Cerenkov said:
1. The WMAP and Planck satellites confirmed the COBE data?
2. To the same level of confidence?
These satellites were built for different purposes, and don't actually measure the average temperature of the CMB directly. They were constructed to, as accurately as possible, measure the differences in temperature across the sky.
The results of those satellites are consistent with COBE, but they just weren't built to measure the average temperature.
Cerenkov said:
3. If 400 sigma FIRAS data is "absolutely ridiculous" and "meaningless" and "cannot be taken seriously"... then what value of sigma did WMAP and Planck record, when it came to measuring the power spectrum of the CMB?

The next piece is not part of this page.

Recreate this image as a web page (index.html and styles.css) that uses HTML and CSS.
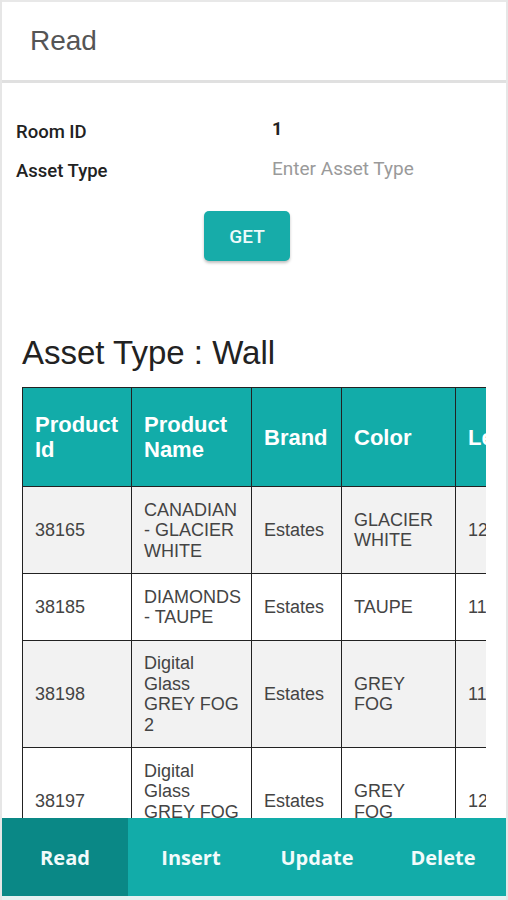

The power spectrum is a completely different measurement. The 400-sigma error bars were placed on the
temperature spectrum of the CMB as measured by COBE. COBE didn't really measure the power spectrum (at least, not very well), which is a statistical description of how the temperature varies from place to place on the sky.
The point of the incredible accuracy of the COBE result is not that there was a precise measurement, but rather than the measurement was
precise enough that there is little reason to actually care about how precise it was. The average CMB temperature is known, to a high degree of accuracy. That's the take-away. The experimental team could **** up in a wide variety of ways, getting the answer wrong by, say, 5-sigma, and it would make no difference at all to the meaning of the result.
To state this again in other words, if the CMB temperature were 2.728K rather than the current best-estimate of 2.7255K, would it change our understanding of the CMB in any meaningful way? Almost certainly not.
Cerenkov said:
4. Or, putting it another way, did all three science teams independently agree on the same sigma value?
No, because they're different instruments with different errors. The measurements of all three satellites are consistent with one another to within their respective errors, though.
Cerenkov said:
5. This nobody was under the illusion that the FIRAS errors were under sufficient control for the 400 sigma claim to be representative of something meaningful.
The meaningful conclusions are:
1) We know the temperature of the CMB very, very precisely. The 400 number doesn't clarify how precisely we know it.
2) We know it so precisely because the CMB is extraordinarily bright.